FAQ
Detouring for Boudin and Beer

Written by Stephen Beaumont  
alestreetnews.com

Sunday, 04 December 2011 19:04

Flying via Houston and New Orleans is hardly the most direct way to get from San Diego Beer Week to Toronto. But when the good folk at Abita Brewing invite you to an event called Boudin & Beer just a few days after you co-host a beer dinner at Stone Brewing’s World Bistro and Garden, and then offer to pick up the cost of your one-way flight, that’s how you go.

And so I did: San Diego to Houston; Houston to New Orleans; airport to hotel; hotel to the Avenue Pub. All in as rapid a succession as possible.

For those unfamiliar with the Avenue, it has become, in a stunningly short time, the definitive beer destination in the Big Easy. Once a typical locals’ joint on St. Charles Avenue, about a 20 -30 walk from the edge of the French Quarter, the pub began its transformation to NOLA beer Mecca when Polly Watts took over the running of the place from her father. A couple of beer epiphanies and a few renovations later, the Avenue now boasts a roadhouse-esque first floor with a back patio, a somewhat tonier (but still very much bar-like) second floor and a large balcony overlooking the street below. And New Orleans being New Orleans, it’s open and serving 24 hours a day, seven days a week.

Arriving with a serious thirst on, my first beer was chosen with refreshment in mind, which funnily enough sent me to a Canadian brew: the raspberry version of the Berlin Alexanderplatz from Québec’s Hopfenstark brewery, a tart and quenching Berliner weisse with a decided but pleasing lactic character and gentle suggestion of fresh raspberries. From there, I made my way through several local, national and international selections, most in 10 ounce pours, culminating in the midnight tapping of the 11/11/11 Stone Vertical Epic ale.

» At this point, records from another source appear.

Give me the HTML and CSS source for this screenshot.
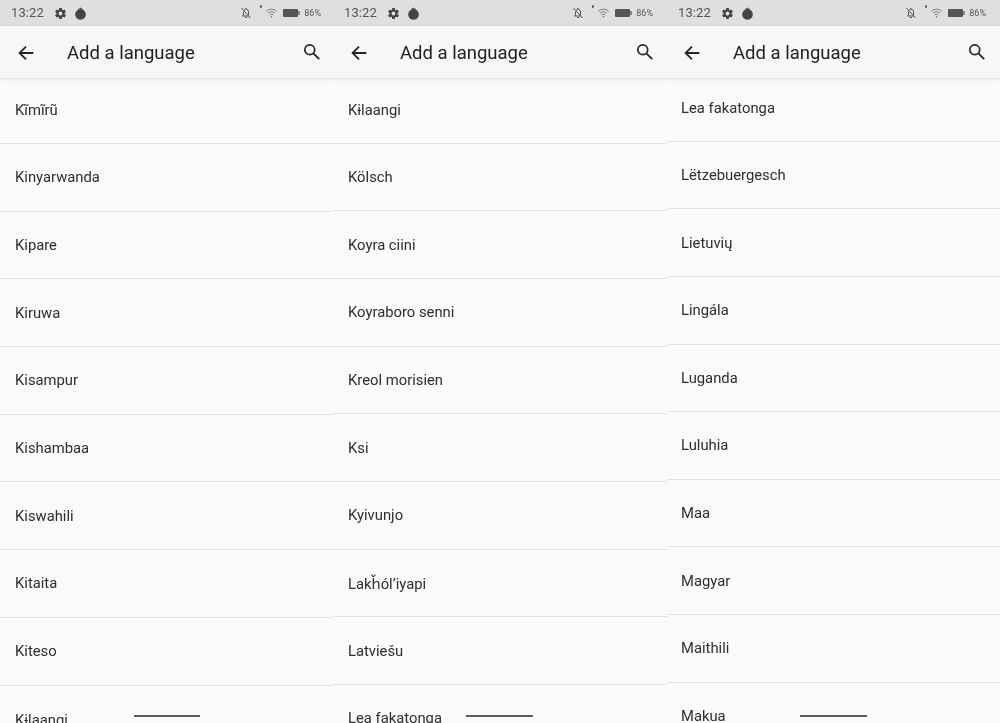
FILE: index.html
```html
<!DOCTYPE html>
<html lang="en">
<head>
<meta charset="utf-8">
<title>Add a language</title>
<link rel="stylesheet" href="styles.css">
</head>
<body>
<svg class="defs" width="0" height="0" aria-hidden="true">
  <defs>
    <symbol id="gear" viewBox="0 0 24 24"><path fill="currentColor" fill-rule="evenodd" d="M19.4 13a7.5 7.5 0 0 0 0-2l2.6-2-2.500-4.300-3 1.200a7.600 7.600 0 0 0-1.700-1L14.400 1.700H9.600L9.200 4.900a7.600 7.600 0 0 0-1.700 1l-3-1.200L2 9l2.600 2a7.500 7.500 0 0 0 0 2L2 15l2.500 4.300 3-1.200a7.600 7.600 0 0 0 1.700 1l.4 3.200h4.800l.4-3.200a7.600 7.600 0 0 0 1.700-1l3 1.200L22 15zM12 15.500a3.500 3.500 0 1 1 0-7 3.500 3.500 0 0 1 0 7z"/></symbol>
    <symbol id="blob" viewBox="0 0 24 24"><path fill="currentColor" d="M12 .5l1.600 2.700 2.600-.9-.7 2.300a9.800 9.800 0 1 1-7 0l-.7-2.300 2.600.9z"/></symbol>
    <symbol id="bell-off" viewBox="0 0 24 24"><path fill="none" stroke="currentColor" stroke-width="2" d="M3 2l18 20M8 6.500A5 5 0 0 1 17 10v6M7 9v7l-2 2h13M10 21h4M12 2v2"/></symbol>
    <symbol id="wifi" viewBox="0 0 24 24"><path fill="none" stroke="currentColor" stroke-width="1.600" d="M1.500 8.500a15 15 0 0 1 21 0M5 12.500a10 10 0 0 1 14 0M8.500 16a5 5 0 0 1 7 0"/><circle cx="12" cy="19.500" r="1.600" fill="currentColor"/></symbol>
    <symbol id="back" viewBox="0 0 24 24"><path fill="none" stroke="currentColor" stroke-width="2" d="M20 12H5M12 5l-7 7 7 7"/></symbol>
    <symbol id="search" viewBox="0 0 20 20"><circle cx="7.500" cy="7.500" r="5.500" fill="none" stroke="currentColor" stroke-width="1.900"/><path fill="none" stroke="currentColor" stroke-width="2" d="M11.500 11.500l6.500 6.500"/></symbol>
  </defs>
</svg>
<main class="screens">

<section class="phone phone-a">
  <div class="status">
    <span class="time">13:22</span>
    <svg class="ic-gear"><use href="#gear"/></svg>
    <svg class="ic-blob"><use href="#blob"/></svg>
    <span class="status-right">
      <svg class="ic-bell"><use href="#bell-off"/></svg>
      <span class="dot"></span>
      <svg class="ic-wifi"><use href="#wifi"/></svg>
      <span class="battery"><span class="battery-nub"></span></span>
      <span class="pct">86%</span>
    </span>
  </div>
  <header class="appbar">
    <svg class="ic-back"><use href="#back"/></svg>
    <h1 class="title">Add a language</h1>
    <svg class="ic-search"><use href="#search"/></svg>
  </header>
  <ul class="list">
    <li class="row">Kĩmĩrũ</li>
    <li class="row">Kinyarwanda</li>
    <li class="row">Kipare</li>
    <li class="row">Kiruwa</li>
    <li class="row">Kisampur</li>
    <li class="row">Kishambaa</li>
    <li class="row">Kiswahili</li>
    <li class="row">Kitaita</li>
    <li class="row">Kiteso</li>
    <li class="row">Kɨlaangi</li>
  </ul>
  <span class="home"></span>
</section>

<section class="phone phone-b">
  <div class="status">
    <span class="time">13:22</span>
    <svg class="ic-gear"><use href="#gear"/></svg>
    <svg class="ic-blob"><use href="#blob"/></svg>
    <span class="status-right">
      <svg class="ic-bell"><use href="#bell-off"/></svg>
      <span class="dot"></span>
      <svg class="ic-wifi"><use href="#wifi"/></svg>
      <span class="battery"><span class="battery-nub"></span></span>
      <span class="pct">86%</span>
    </span>
  </div>
  <header class="appbar">
    <svg class="ic-back"><use href="#back"/></svg>
    <h1 class="title">Add a language</h1>
    <svg class="ic-search"><use href="#search"/></svg>
  </header>
  <ul class="list">
    <li class="row">Kɨlaangi</li>
    <li class="row">Kölsch</li>
    <li class="row">Koyra ciini</li>
    <li class="row">Koyraboro senni</li>
    <li class="row">Kreol morisien</li>
    <li class="row">Ksi</li>
    <li class="row">Kyivunjo</li>
    <li class="row">Lakȟól’iyapi</li>
    <li class="row">Latviešu</li>
    <li class="row">Lea fakatonga</li>
  </ul>
  <span class="home"></span>
</section>

<section class="phone phone-c">
  <div class="status">
    <span class="time">13:22</span>
    <svg class="ic-gear"><use href="#gear"/></svg>
    <svg class="ic-blob"><use href="#blob"/></svg>
    <span class="status-right">
      <svg class="ic-bell"><use href="#bell-off"/></svg>
      <span class="dot"></span>
      <svg class="ic-wifi"><use href="#wifi"/></svg>
      <span class="battery"><span class="battery-nub"></span></span>
      <span class="pct">86%</span>
    </span>
  </div>
  <header class="appbar">
    <svg class="ic-back"><use href="#back"/></svg>
    <h1 class="title">Add a language</h1>
    <svg class="ic-search"><use href="#search"/></svg>
  </header>
  <ul class="list">
    <li class="row">Lea fakatonga</li>
    <li class="row">Lëtzebuergesch</li>
    <li class="row">Lietuvių</li>
    <li class="row">Lingála</li>
    <li class="row">Luganda</li>
    <li class="row">Luluhia</li>
    <li class="row">Maa</li>
    <li class="row">Magyar</li>
    <li class="row">Maithili</li>
    <li class="row">Makua</li>
  </ul>
  <span class="home"></span>
</section>

</main>
</body>
</html>
```
FILE: styles.css
```css
* { box-sizing: border-box; }
html, body { margin: 0; height: 100%; overflow: hidden; background: #fafafa; }
body { font-family: Roboto, "Noto Sans", sans-serif; color: #2b2b2b; }
.defs { position: absolute; }
.screens { display: grid; grid-template-columns: 333px 334px 333px; height: 723px; overflow: hidden; filter: blur(.3px); }
.phone { position: relative; display: flex; flex-direction: column; height: 723px; overflow: hidden; background: #fafafa; }

.status { display: flex; align-items: center; height: 26px; padding: 0 12px 0 11px; background: #dfdfdf; color: #4a4a4a; flex: none; }
.phone-b .status, .phone-c .status { padding-right: 14px; }
.time { font-size: 13px; line-height: 26px; letter-spacing: .1px; width: 33px; color: #555; }
.ic-gear { width: 13px; height: 13px; margin-left: 10px; color: #444; }
.ic-blob { width: 13px; height: 13px; margin-left: 7px; color: #444; }
.status-right { display: flex; align-items: center; margin-left: auto; }
.ic-bell { width: 12px; height: 12px; color: #555; }
.dot { width: 2px; height: 3px; margin: -13px 0 0 8px; background: #555; border-radius: 50%; }
.ic-wifi { width: 13px; height: 12px; margin-left: 3px; color: #666; }
.battery { position: relative; width: 15px; height: 8px; margin: 0 2px 0 5px; background: #555; border-radius: 1px; }
.battery-nub { position: absolute; left: 15px; top: 2px; width: 2px; height: 4px; background: #888; }
.pct { font-size: 9px; line-height: 26px; margin-left: 4px; color: #555; }

.appbar { position: relative; z-index: 1; display: flex; align-items: center; height: 52px; padding: 2px 12px 0 15px; background: #f7f7f7; box-shadow: 0 1px 3px rgba(0,0,0,.14); flex: none; }
.phone-b .appbar { padding-right: 13px; }
.phone-c .appbar { padding-left: 14px; padding-right: 14px; }
.ic-back { width: 22px; height: 22px; color: #262626; }
.title { margin: 0 0 0 30px; font-size: 18.500px; font-weight: 400; color: #222; line-height: 50px; }
.ic-search { width: 18px; height: 18px; margin: 0 0 2px auto; color: #262626; }

.list { list-style: none; margin: -1.700px 0 0; padding: 0; }
.phone-b .list { margin-top: -2.200px; }
.phone-c .list { margin-top: -3.800px; }
.row { display: flex; align-items: center; height: 67.700px; padding: 0 15px; font-size: 14.800px; color: #2e2e2e; border-bottom: 1px solid #e2e2e2; }
.phone-c .row { height: 67.600px; padding-left: 14px; }

.home { position: absolute; left: 134px; top: 715px; width: 66px; height: 2px; background: #5c5c5c; }
.phone-b .home, .phone-c .home { left: 133px; width: 67px; }
```
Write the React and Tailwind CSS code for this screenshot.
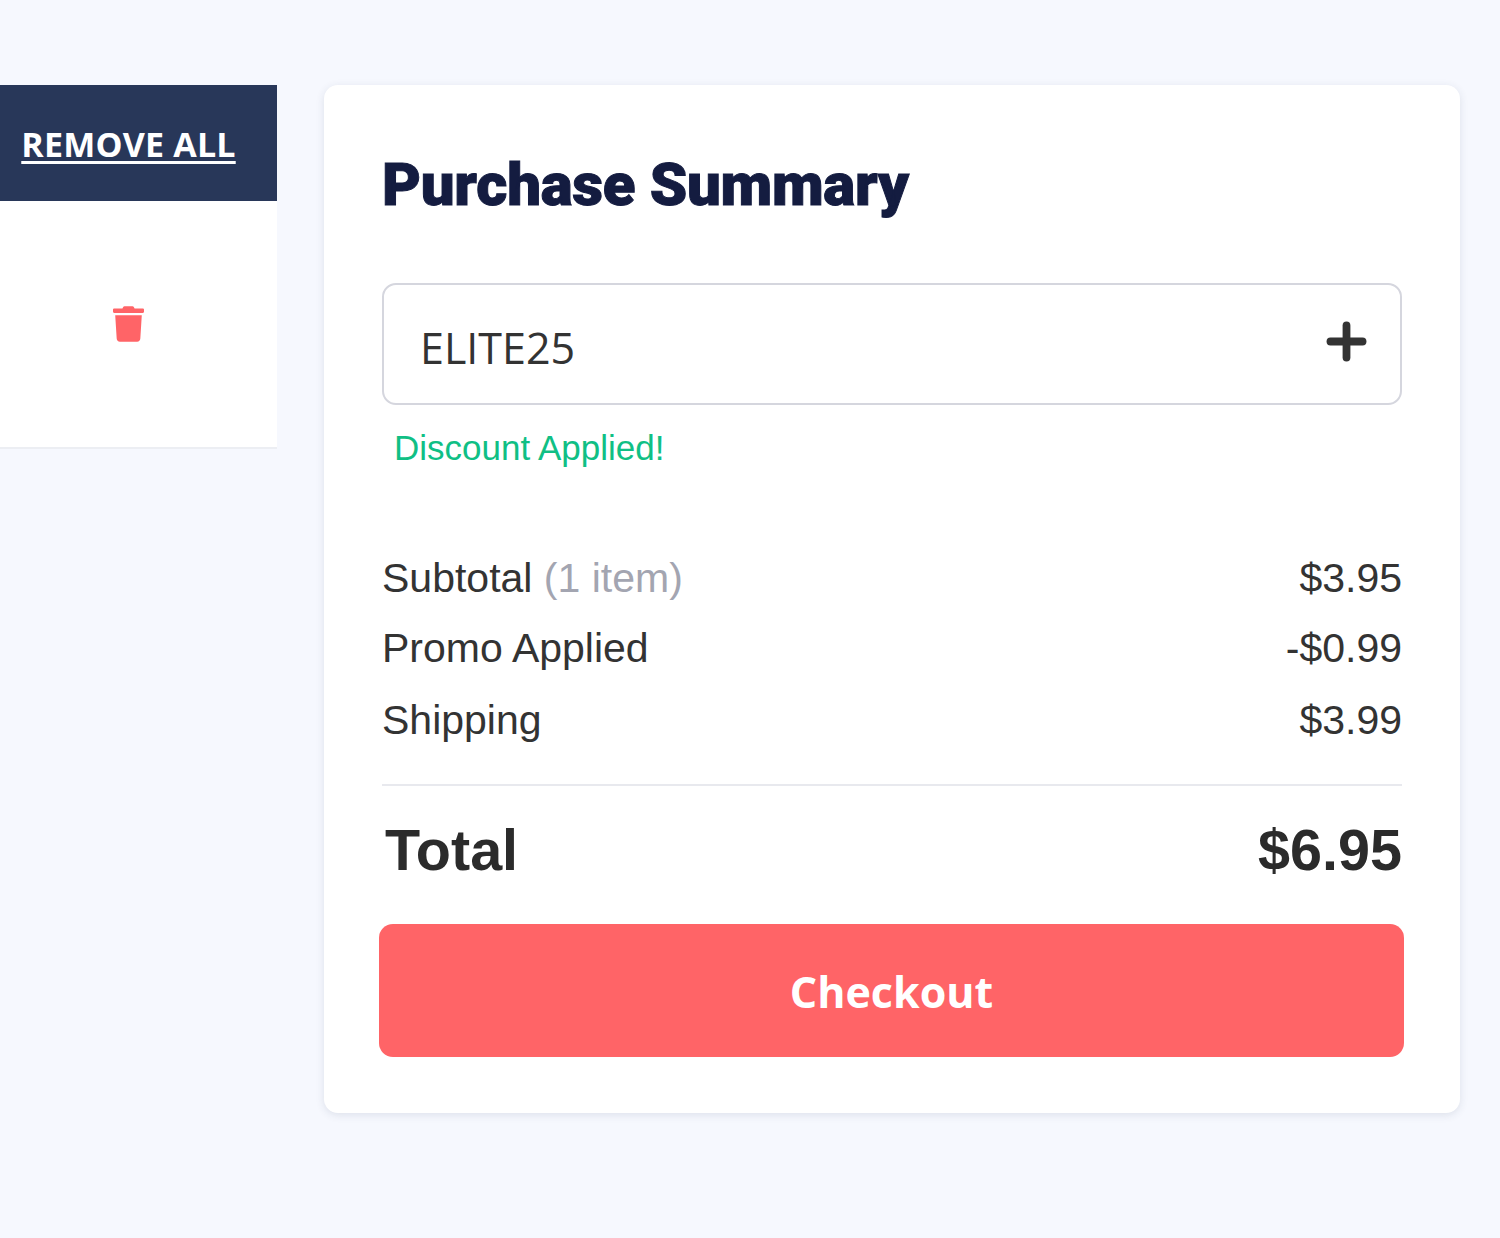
import { Plus } from 'lucide-react'
import { FaTrash } from 'react-icons/fa'

const rows = [
  { label: 'Subtotal', note: '(1 item)', value: '$3.95', height: 'h-[70px]' },
  { label: 'Promo Applied', value: '-$0.99', height: 'h-[70px]' },
  { label: 'Shipping', value: '$3.99', height: 'h-[74px]' },
]

export default function App() {
  return (
    <div className="min-h-[1238px] bg-[#f6f8fe] pt-[85px] flex items-start font-['Liberation_Sans',sans-serif]">
      {/* Cart table, cut off on the left */}
      <div className="w-[277px] shrink-0">
        <div className="h-[116px] bg-[#283759] flex items-center justify-center pr-5 pt-[2px]">
          <span className="text-[34px] font-bold text-white underline underline-offset-4 font-['Open_Sans',sans-serif] tracking-[0.2px]">REMOVE ALL</span>
        </div>
        <div className="h-[248px] bg-white border-b-2 border-[#eceef3] flex justify-center pt-[105px] pr-5">
          <FaTrash className="w-[31px] h-[36px] text-[#ff6467]" />
        </div>
      </div>

      {/* Purchase summary */}
      <div className="ml-[47px] w-[1136px] h-[1028px] bg-white rounded-[14px] shadow-[0_2px_8px_rgba(40,55,89,0.12)] pt-[64px] pl-[58px] pr-[58px]">
        <h2 className="text-[60px] leading-[72px] font-black text-[#141c40] font-['Roboto',sans-serif] tracking-[-0.3px] [-webkit-text-stroke:1px_#141c40]">Purchase Summary</h2>

        <div className="mt-[62px] h-[122px] border-2 border-[#d5d6de] rounded-[14px] flex items-center justify-between pl-[36px] pr-[26px]">
          <span className="text-[43px] text-[#333] font-['Open_Sans',sans-serif] mt-[8px]">ELITE25</span>
          <Plus className="w-[55px] h-[55px] text-[#333] -mt-[6px]" strokeWidth={3.4} />
        </div>
        <p className="mt-[21px] ml-[12px] text-[35px] leading-[44px] text-[#10bf85]">Discount Applied!</p>

        <div className="mt-[74px]">
          {rows.map(row => (
            <div key={row.label} className={`${row.height} flex justify-between items-center text-[41px] text-[#333]`}>
              <span>
                {row.label} {row.note && <span className="text-[#a3a5b1]">{row.note}</span>}
              </span>
              <span>{row.value}</span>
            </div>
          ))}
        </div>

        <div className="mt-[26px] border-t-2 border-[#e8e9ee] pt-[26px] flex justify-between text-[57.5px] leading-[76px] font-bold text-[#2b2b2b]">
          <span className="ml-[3px]">Total</span>
          <span>$6.95</span>
        </div>

        <button className="mt-[36px] -ml-[3px] w-[1025px] h-[133px] pt-[3px] rounded-[14px] bg-[#ff6467] text-white text-[43px] font-bold font-['Open_Sans',sans-serif]">
          Checkout
        </button>
      </div>
    </div>
  )
}
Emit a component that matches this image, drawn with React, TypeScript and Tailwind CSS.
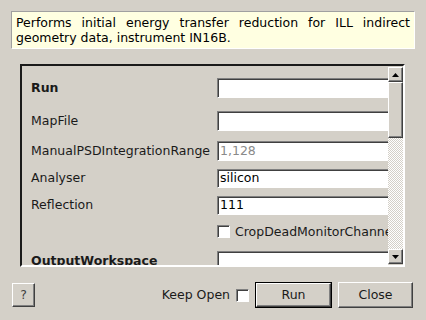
import React from "react";

const raised =
  "border border-t-white border-l-white border-r-[#404040] border-b-[#404040] shadow-[inset_-1px_-1px_0_#808080]";
const sunken =
  "border border-t-[#808080] border-l-[#808080] border-r-white border-b-white shadow-[inset_1px_1px_0_#404040]";

function Field({ value, muted, h = "h-[20px]" }: { value?: string; muted?: boolean; h?: string }) {
  return (
    <div className={`${sunken} ${h} w-[190px] shrink-0 bg-white pl-[2px] flex items-center ${muted ? "text-[#8a8a8a]" : "text-black"}`}>
      {value}
    </div>
  );
}

function Row({ label, bold, mt, children }: { label: string; bold?: boolean; mt: string; children: React.ReactNode }) {
  return (
    <div className={`flex items-center ${mt}`}>
      <div className={`w-[186px] shrink-0 whitespace-nowrap ${bold ? "font-bold" : ""}`}>{label}</div>
      {children}
    </div>
  );
}

function Arrow({ up }: { up?: boolean }) {
  return (
    <div className={`${raised} h-[15px] w-[15px] bg-[#d4d0c8] flex items-center justify-center`}>
      <svg width="7" height="4" viewBox="0 0 7 4">
        {up ? <path d="M3.5 0 L7 4 L0 4 Z" fill="#000" /> : <path d="M0 0 L7 0 L3.5 4 Z" fill="#000" />}
      </svg>
    </div>
  );
}

export default function App() {
  return (
    <div
      className="w-[426px] h-[320px] bg-[#d4d0c8] overflow-hidden text-[12.5px] text-[#1a1a1a]"
      style={{ fontFamily: '"DejaVu Sans", sans-serif' }}
    >
      {/* Description */}
      <div className="pt-[11px] px-[11px]">
        <div className="h-[38px] w-[404px] bg-[#ffffe1] border border-t-[#a0a0a0] border-l-[#a0a0a0] border-r-white border-b-white px-[4px] pt-[3px] leading-[15px] text-justify text-black">
          Performs initial energy transfer reduction for ILL indirect geometry data, instrument IN16B.
        </div>
      </div>

      {/* Properties scroll area */}
      <div className="mt-[15px] ml-[20px] w-[385px] h-[203px] border-2 border-t-[#1a1a1a] border-l-[#1a1a1a] border-r-white border-b-white flex">
        <div className="flex-1 overflow-hidden pl-[9px] pt-[12px]">
          <Row label="Run" bold mt="">
            <Field />
          </Row>
          <Row label="MapFile" mt="mt-[13px]">
            <Field />
          </Row>
          <Row label="ManualPSDIntegrationRange" mt="mt-[10px]">
            <Field value="1,128" muted />
          </Row>
          <Row label="Analyser" mt="mt-[8px]">
            <Field value="silicon" h="h-[19px]" />
          </Row>
          <Row label="Reflection" mt="mt-[8px]">
            <Field value="111" h="h-[19px]" />
          </Row>
          <div className="flex items-center h-[13px] leading-[13px] mt-[10px] pl-[186px] whitespace-nowrap">
            <div className={`${sunken} h-[13px] w-[13px] shrink-0 bg-white`} />
            <span className="ml-[5px]">CropDeadMonitorChannels</span>
          </div>
          <Row label="OutputWorkspace" bold mt="mt-[13px]">
            <Field />
          </Row>
        </div>
        {/* Scrollbar */}
        <div className="w-[15px] mt-[1px] mb-[1px] flex flex-col">
          <Arrow up />
          <div className={`${raised} h-[56px] bg-[#d4d0c8]`} />
          <div className="flex-1 bg-[repeating-conic-gradient(#ffffff_0_25%,#d4d0c8_0_50%)] bg-[length:2px_2px]" />
          <Arrow />
        </div>
      </div>

      {/* Buttons */}
      <div className="mt-[15px] flex items-center pl-[12px] pr-[13px]">
        <button className={`${raised} h-[24px] w-[23px] bg-[#d4d0c8] text-[#404040]`}>?</button>
        <div className="flex-1" />
        <span>Keep Open</span>
        <div className={`${sunken} ml-[6px] h-[13px] w-[13px] bg-white`} />
        <div className="ml-[6px] border border-black">
          <button className={`${raised} h-[24px] w-[75px] bg-[#d4d0c8] text-[#1a1a1a]`}>Run</button>
        </div>
        <button className={`${raised} ml-[6px] h-[26px] w-[75px] bg-[#d4d0c8] text-[#1a1a1a]`}>Close</button>
      </div>
    </div>
  );
}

Returning to my hotel not long after, I reflected upon the achievements of Watts and the Avenue. Serving a city still dominated to a massive degree by the big brewers, the Avenue is, even more than pioneering beer destinations, Cooter Brown’s and d.b.a., an oasis of flavour within a wasteland of banality. That the draft selection changes so frequently it is almost never up-to-date on the website – but always tweeted and Facebooked by owner Watts – only adds to the impressiveness of its courageous approach to a difficult market.

The crack of Noon the next day found me en route to Abita Springs, the small town about 45 minutes from New Orleans that is home to Abita Brewing. Now a quarter century old, Abita still suffers from a certain degree of familiarity breeding contempt, with locals and frequent visitors alike so conditioned to seeing the brewery’s flagship – and admittedly rather pedestrian – Abita Amber that they tend to discount its other brands.

It’s an understandable prejudice, but like most such judgements, one which leads to the exclusion of some very good, even exceptional beers. The brewery’s Restoration Pale Ale, for instance, while hardly hammer-over-the-head assertive, offers perfumey aromatics guaranteed to enchant any drinker patient enough to take them in. Similarly, the brewery’s Jockomo IPA benefits from the untreated spring water used in its the brewing – and the brewing of every Abita beer – to develop a character that might seem a trifle light to the dedicated hophead, but nonetheless delivers a fine and well-constructed portrait of its component hops.

Where I find the brewery really hits its stride, however, is in its Select and Big Beers series. The former is a draft-only choice that changes every few months and varies considerably. During my visit, it was an Imperial Oyster Stout developed by a local homebrewer, arguably a little light on the saline-edged oyster side, but making up for it with a perilously silky and approachable body. The current Big Beer is the company’s 25th Anniversary Double Dog, a 7% ale which balances its vanilla bean favouring with chocolaty, plummy malt and drying hoppiness.     

Returning from the brewery, I had a scant half-hour to freshen up for the main event, the Boudin & Beer party thrown to kick off the weekend-long Carnivale du Vin. Benefiting the Emeril Lagasse Foundation, which funds food-oriented programs for local youth, including Cafe Reconcile, a hospitality training program for at-risk youth, this year’s was the 7th annual Carnivale, but the first ever Boudin & Beer. I was delighted to be able to take part.

It was an event that offered more than sufficient value for its $75 admission price, with a multitude of stations serving boudin – a traditional sausage usually made with pork and rice – cooked by over two dozen chefs, including Mario Batali, Lagasse, Donald Link of the ultra-hot Cochon restaurant, and the legendary Paul Prudhomme. (My favourite, however, were the boudin balls served up by Gautreau’s chef Sue Zemanick!) Washing it all down was plenty of Abita beer, of course, but also local wines from the Presqu’Ile Winery, which I didn’t try, and whiskies from The Glenlivet, which I most assuredly did, plus a handful of assorted cocktails.

All told, it was a spectacular event and a pretty exceptional Friday. And, I had to admit, well worth the 1,800 or so mile detour.